The upper five 410 stainless steel trays of the tower were retrofitted with Monel decks and downcomers. This effectively stopped the tray corrosion but high pressure drop and tube failure of the first-stage condensers persisted.

Blocking in the cold reflux from the second reflux drum helped reduce tower internal corrosion and plugging by preventing neutralizing amine from returning to the crude column. This, however, necessitated running the first reflux drum colder to meet naphtha-product end point specifications, which caused a water phase to form in the first reflux drum.

Although only 3% of the total overhead water was condensed at this point, the water contained 1,800 ppm chlorides, 2,000 ppm iron, and was highly acidic.

RECOMMENDATIONS

The two-stage overhead system using the hot and cold drum is a design that, despite its widespread use, does not fulfill its objective of stopping crude-tower overhead corrosion. The following program is, in the opinion of the author, the only way to halt overhead corrosion in a crude tower:

  • Effective desalting that removes more than 60% of the MgCl2

  • Caustic injection downstream of the desalter to control chlorides in the reflux-drum water draw-off boot

  • Forced water condensation in the crude-tower overhead vapors (Fig. 3)
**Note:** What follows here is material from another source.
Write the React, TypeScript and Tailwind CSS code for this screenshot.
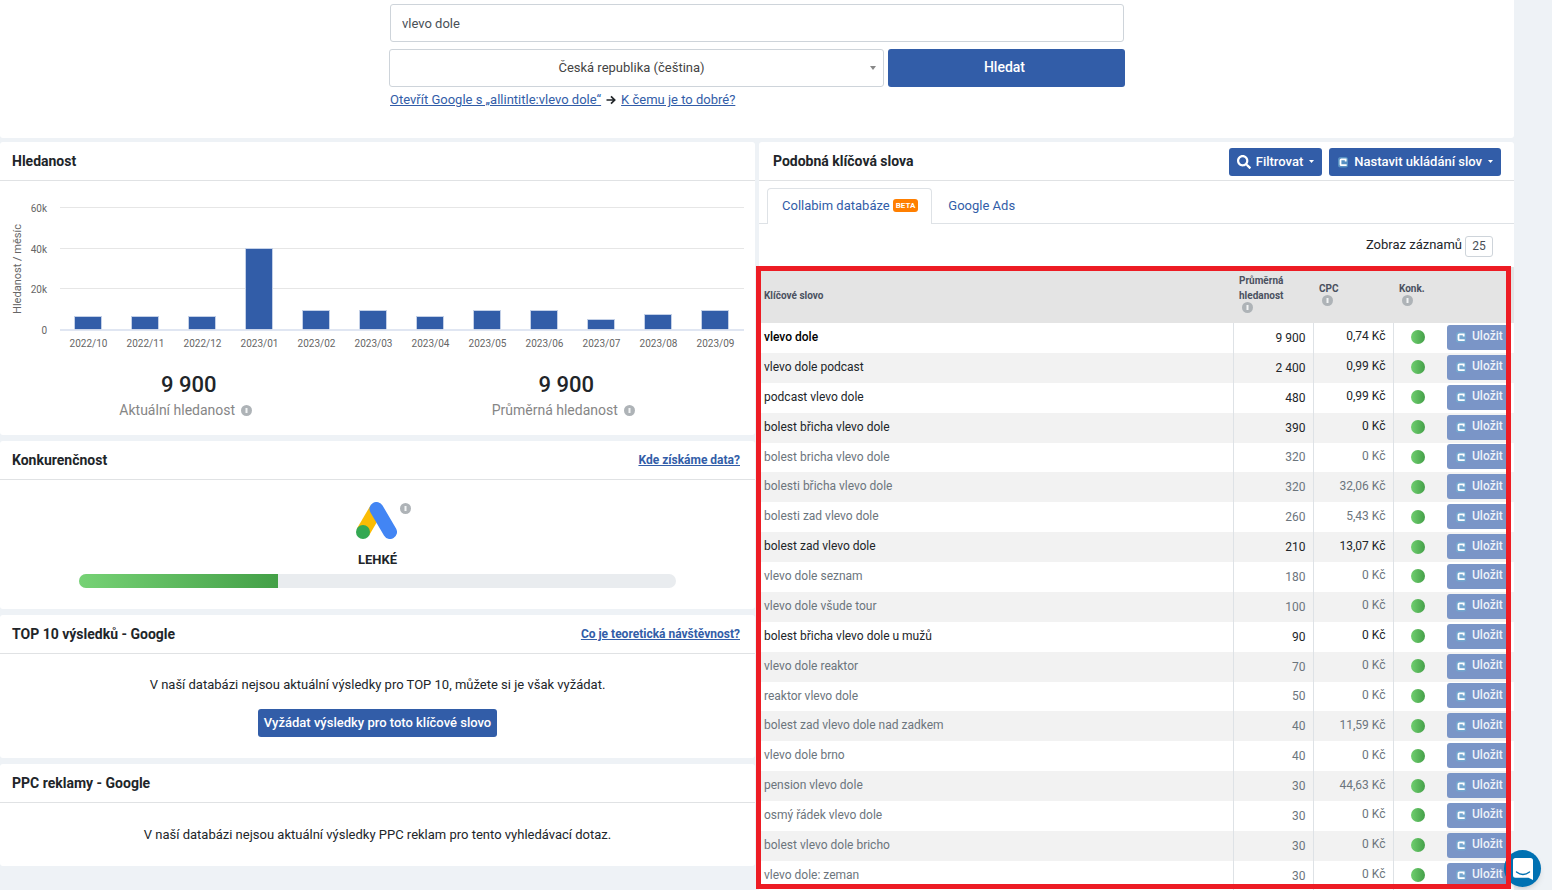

  • Sufficient addition of neutralizing amine to control water boot at a pH of about 6.

Finally, there can never be a truly effective replacement for proper desalting. Process Improvement Engineering's experience has repeatedly proven that desalting is the most cost-effective method of controlling hydroscopic hydrochloric acid corrosion.

When downstream residhydrotreating processes preclude the use of neutralizing caustic, the importance of the desalter is magnified even further.